CERRAR EL PARÉNTESIS
Para poder volver, antes hay que irse. Para cerrar un paréntesis, antes hay que abrirlo. Pero también podríamos decir que, si se abre un paréntesis, es preciso cerrarlo en algún momento; un paréntesis no es un punto final…
Con tan débil y peregrina excusa me decido a cerrar el paréntesis de silencio que abrí hace unas semanas, y vuelvo a “hablar”; aunque sea para decir lo que todos sabemos o para poner a prueba la paciencia de quien me lea. Siempre se puede enviar el escrito a la papelera…
No me importa demasiado que parezca una contradicción (¡hay tantas en mi vida!), una aparente incoherencia o una muestra de veleidad; ya dije que ni me proponía definitividad ni descartaba la vuelta, sino que, simplemente, constataba la necesidad de un silencio. Sin pretensiones de regularidad ni exigencias de calendario, percibo ahora de nuevo la conveniencia de no callar…
Y aunque sea con brevedad, para no comenzar ya cansando, quiero reiterar que sobre todo me mueve el deseo de convocar a la ilusión y la alegría del discipulado, a la fraternidad y a la esperanza. Es el deseo de que no deje de pronunciarse en medio de nuestra sociedad y de nuestro mundo, que parece querer volver a sumergirse en las brumas amenazantes de recelos y envidias, de rivalidades y codicia, de los conflictos violentos y la barbarie, justificados con sutiles argumentos y pretextos (tanto por un lado como por el otro, tanto por agresores como por agredidos, tanto por conculcadores de derechos como por teóricos defensores de una libertad que sólo aplican a conveniencia) una palabra de aliento, un discurso de paz, de amor fraterno y de optimismo.

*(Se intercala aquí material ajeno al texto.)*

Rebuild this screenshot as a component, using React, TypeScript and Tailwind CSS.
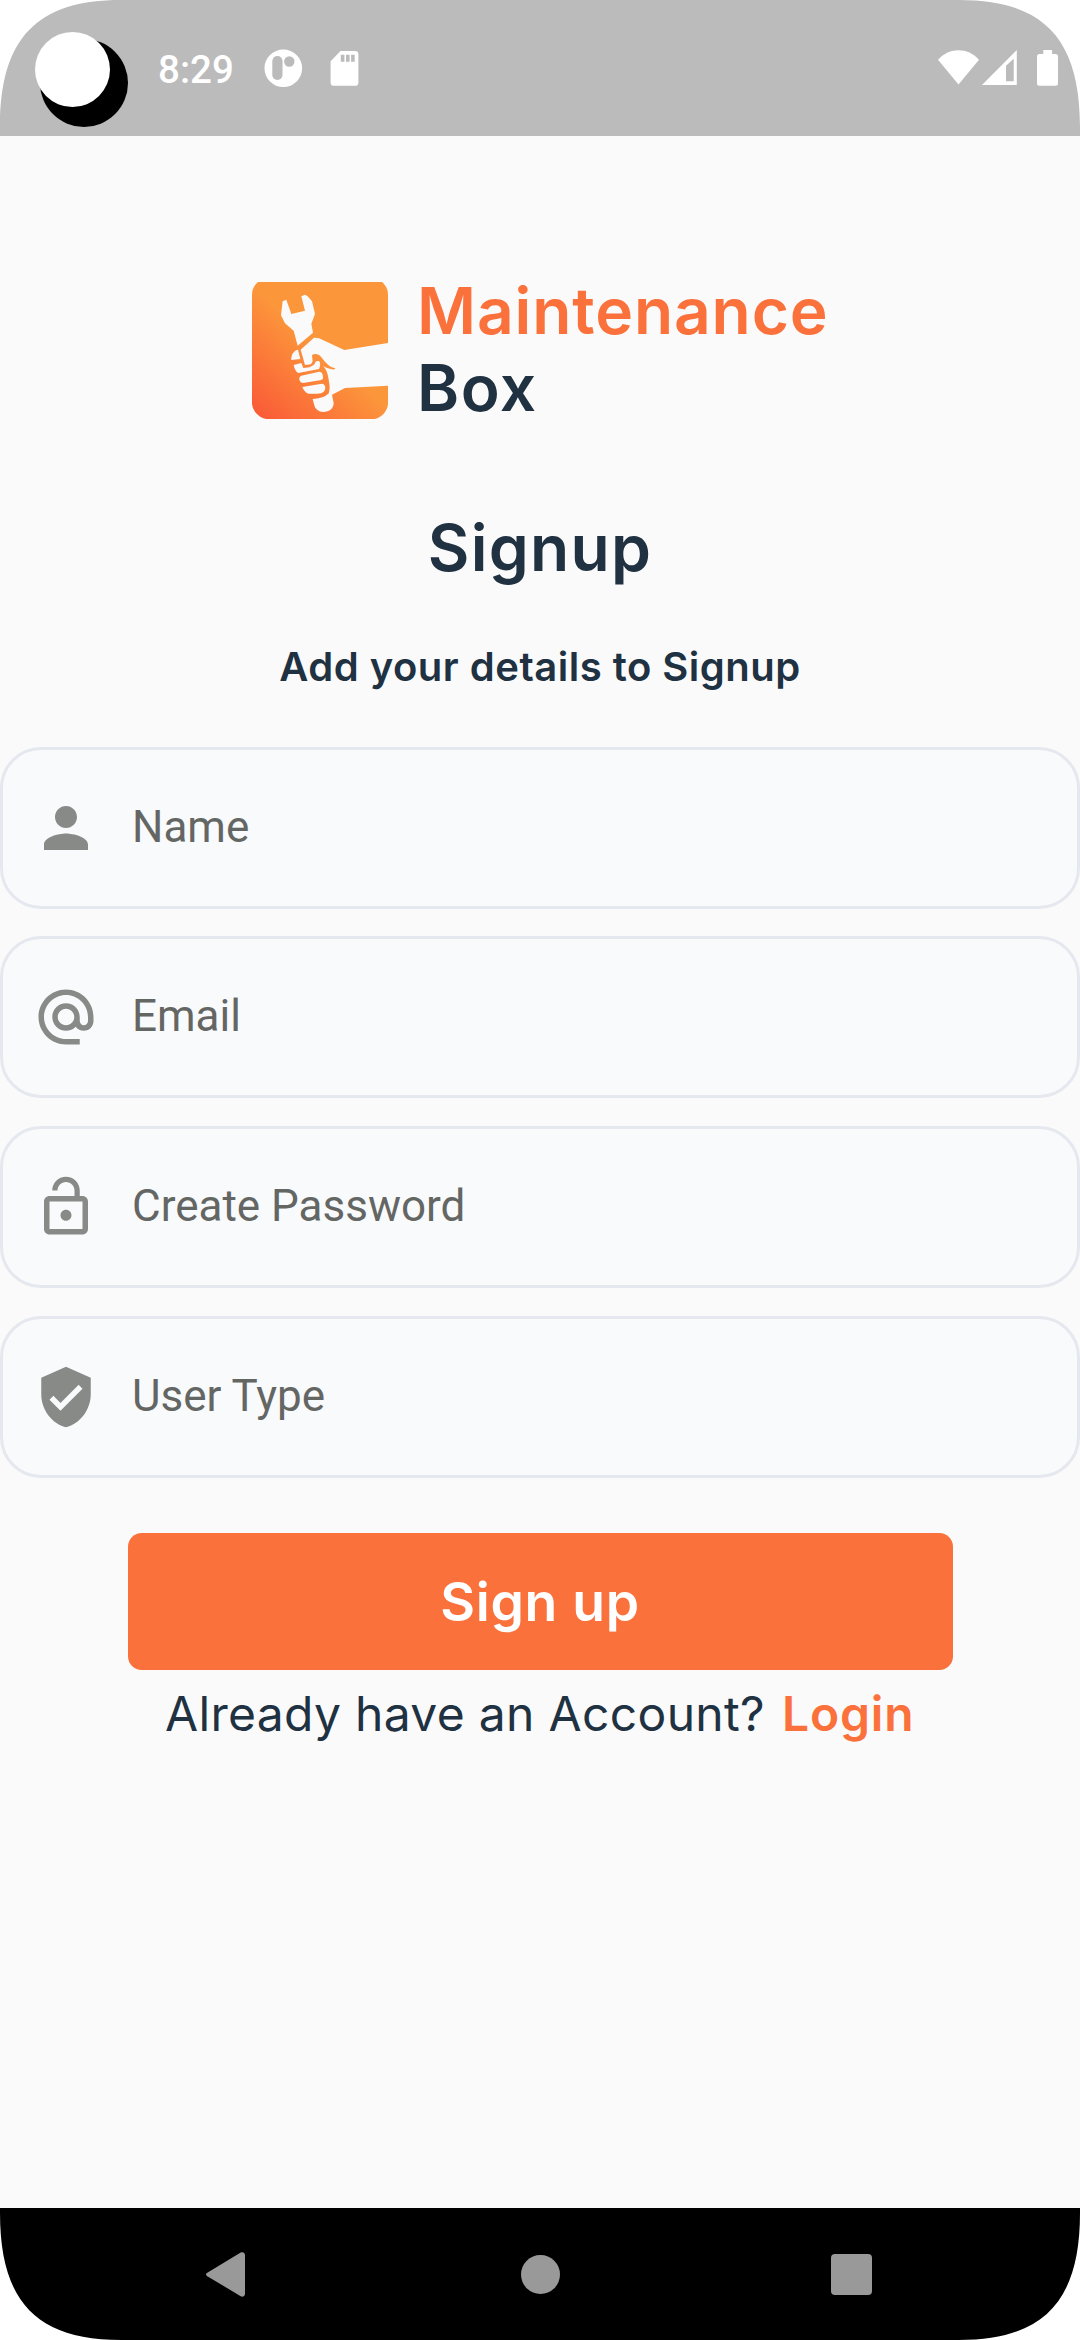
import type { IconType } from "react-icons";
import { MdAlternateEmail, MdLockOpen, MdPerson, MdVerifiedUser } from "react-icons/md";

const fields: { label: string; Icon: IconType }[] = [
  { label: "Name", Icon: MdPerson },
  { label: "Email", Icon: MdAlternateEmail },
  { label: "Create Password", Icon: MdLockOpen },
  { label: "User Type", Icon: MdVerifiedUser },
];

function StatusBar() {
  return (
    <header className="relative flex h-[136px] shrink-0 items-start bg-[#bbbbbb] pl-[158px] pr-[22px] pt-[48px] text-white">
      {/* camera cutout with touch indicator */}
      <div className="absolute left-[40px] top-[39px] size-[88px] rounded-full bg-black" />
      <div className="absolute left-[35px] top-[32px] size-[75px] rounded-full bg-white" />
      <span className="w-[106px] pt-[2px] font-['Roboto',sans-serif] text-[38.5px] font-medium leading-[40px]">8:29</span>
      <svg className="mt-[1px] h-[39px] w-[39px]" viewBox="0 0 39 39">
        <circle cx="19.3" cy="19.3" r="18.8" fill="#fff" />
        <rect x="8.3" y="7" width="10.2" height="24" rx="5.1" fill="#bbbbbb" />
        <circle cx="25.3" cy="12.5" r="5.2" fill="#bbbbbb" />
      </svg>
      <svg className="ml-[27px] mt-[3px] h-[35px] w-[29px]" viewBox="0 0 29 35">
        <path d="M10.5 0H25a3.4 3.4 0 0 1 3.4 3.4v28A3.4 3.4 0 0 1 25 34.8H4a3.4 3.4 0 0 1-3.4-3.4V10.3Z" fill="#fff" />
        <path d="M10.8 3.8h3.6v7h-3.6zM16 3.8h3.6v7H16zM21.1 3.8h3.6v7h-3.6z" fill="#bbbbbb" />
      </svg>
      <svg className="ml-auto mt-[2px] h-[35px] w-[41px]" viewBox="0 0 41 35">
        <path d="M0 9.8C5.8 3.2 13 .2 20.5.2S35.2 3.2 41 9.8L20.5 34.6Z" fill="#fff" />
      </svg>
      <svg className="ml-[3px] mt-[2px] h-[35px] w-[35px]" viewBox="0 0 35 35">
        <path fillRule="evenodd" d="M0 35 34.8 0v35ZM24 15.8v15.4h7.7V8.8Z" fill="#fff" />
      </svg>
      <svg className="ml-[20px] mt-[2px] h-[36px] w-[21px]" viewBox="0 0 21 36">
        <path d="M6.3 0h8.8v4h3.4A2.5 2.5 0 0 1 21 6.5V33.3A2.5 2.5 0 0 1 18.5 35.8h-16A2.5 2.5 0 0 1 0 33.3V6.5A2.5 2.5 0 0 1 2.5 4h3.8Z" fill="#fff" />
      </svg>
    </header>
  );
}

function Logo() {
  return (
    <svg className="mt-[10px] h-[137px] w-[136px] shrink-0" viewBox="36 36 408 411">
      <defs>
        <linearGradient id="tile" gradientUnits="userSpaceOnUse" x1="60" y1="440" x2="245" y2="235">
          <stop offset="0" stopColor="#fa5b37" />
          <stop offset="1" stopColor="#fc963b" />
        </linearGradient>
      </defs>
      <path d="M54 36H426C437 46 444 58 444 74V402C442 424 425 443 404 447H78C56 443 39 424 36 402V74C36 58 43 46 54 36Z" fill="url(#tile)" />
      <g fill="#fafafa">
        {/* wrench */}
        <path d="M128 94 139 89 154 132 195 122 184 79 195 74 203 79 216 94 225 132 214 161 219 188 173 227 161 182 135 160 123 136Z" />
        <path d="M218 387C238 386 253 382 264 372L276 374 281 400C280 417 267 426 250 426 236 426 226 418 223 406Z" />
        {/* forearm, palm and thumb */}
        <path d="M222 203 237 205 313 240 444 219V347L315 354 276 374 262 378C270 366 270 350 267 335 264 310 259 298 249 288 259 294 272 299 284 298L286 294C270 294 256 277 243 260 235 250 223 250 216 255L218 274 213 283 195 285 182 239Z" />
        {/* fingers */}
        <path d="M170 240 174 239 181 267 154 270C153 257 159 245 170 240Z" />
        <path d="M161 285 184 279 190 294 209 292 222 284 228 274 237 273C243 280 240 291 237 297L175 309C167 305 163 296 161 285Z" />
        <path d="M184 317 237 305C247 304 251 318 248 328L240 331 189 339C178 337 173 322 184 317Z" />
        <path d="M187 351 245 341C256 341 259 354 252 364 247 370 240 371 231 371L205 371C195 367 190 359 187 351Z" />
      </g>
    </svg>
  );
}

function NavBar() {
  return (
    <nav className="flex h-[132px] shrink-0 items-center justify-between bg-black pl-[206px] pr-[208px] pt-[1px]">
      <svg className="h-[45px] w-[39px]" viewBox="0 0 39 45">
        <path d="M1.3 20.8 34.7.6C36.8-.3 39 .8 39 3.2V41.8C39 44.2 36.8 45.3 34.7 44.2L1.3 24.2C-.4 23.2-.4 21.8 1.3 20.8Z" fill="#999" />
      </svg>
      <div className="ml-[4px] size-[39px] rounded-full bg-[#999]" />
      <div className="size-[41px] rounded-[4px] bg-[#999]" />
    </nav>
  );
}

/* Rounded display corners */
function Corner({ className }: { className: string }) {
  return (
    <svg className={`absolute h-[127px] w-[121px] ${className}`} viewBox="0 0 121 127">
      <path d="M0 0H121C37 0 0 38 0 127Z" fill="#fff" />
    </svg>
  );
}

export default function App() {
  return (
    <div className="relative flex h-[2340px] w-[1080px] flex-col overflow-hidden bg-[#fafafa] font-['Inter',sans-serif] text-[#203142]">
      <StatusBar />
      <main className="flex flex-1 flex-col">
        <div className="mt-[136px] flex pl-[252px]">
          <Logo />
          <div className="ml-[29px] text-[64px] font-semibold leading-[77px]">
            <div className="tracking-[0.9px] text-[#fb713c]">Maintenance</div>
            <div className="tracking-[1.5px]">Box</div>
          </div>
        </div>
        <h1 className="mt-[83px] text-center text-[64px] font-semibold leading-[78px] tracking-[1.3px]">Signup</h1>
        <p className="mt-[56px] text-center text-[40px] font-semibold leading-[48px] tracking-[0.5px]">Add your details to Signup</p>
        <form className="mt-[55.5px] flex flex-col gap-[27.7px]">
          {fields.map(({ label, Icon }) => (
            <label key={label} className="flex h-[162px] items-center gap-[33px] rounded-[41px] border-[3px] border-[#e5e8ee] bg-[#f9fafc] pl-[30px]">
              <Icon className="size-[66px] text-[#888a88]" />
              <span className="pb-[2px] font-['Roboto',sans-serif] text-[44px] leading-[52px] text-[#646664]">{label}</span>
            </label>
          ))}
        </form>
        <button className="mx-auto mt-[55px] h-[137.5px] w-[825px] rounded-[13.75px] bg-[#fb713c] pt-[2px] text-[53.5px] font-semibold tracking-[0.7px] text-white">
          Sign up
        </button>
        <div className="mt-[15px] flex pl-[165px] text-[48px] leading-[58px]">
          <span className="w-[617px] tracking-[0.32px]">Already have an Account?</span>
          <span className="font-semibold tracking-[0.8px] text-[#fb713c]">Login</span>
        </div>
      </main>
      <NavBar />
      <Corner className="left-0 top-0" />
      <Corner className="right-0 top-0 -scale-x-100" />
      <Corner className="bottom-0 left-0 -scale-y-100" />
      <Corner className="bottom-0 right-0 -scale-100" />
    </div>
  );
}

En medio de tanta falsedad, desconfianza, rivalidad y amenaza, me empeño en seguir hablando (quizás contracorriente, de modo sencillo, y consciente de la nula influencia y del escaso auditorio), de confianza y de optimismo, de humanidad y de fraternidad, del gozo de descubrir un prójimo en el otro, y de mantener activo y presente el horizonte evangélico de los “Dichosos…” El de no necesitar el triunfo propio, y mucho menos la imposición violenta, para “ser feliz”; sino, por el contrario, mirando al Jesús del evangelio, saber, sentir y proclamar que sólo disfrutando del otro, “haciendo fiesta” de cada persona, contagiados de fraternidad, y siempre con una sonrisa que brota de lo más profundo y que nos regala el mismo Dios, se accede a la felicidad. Y que está a nuestro alcance hacerla definitivamente nuestra.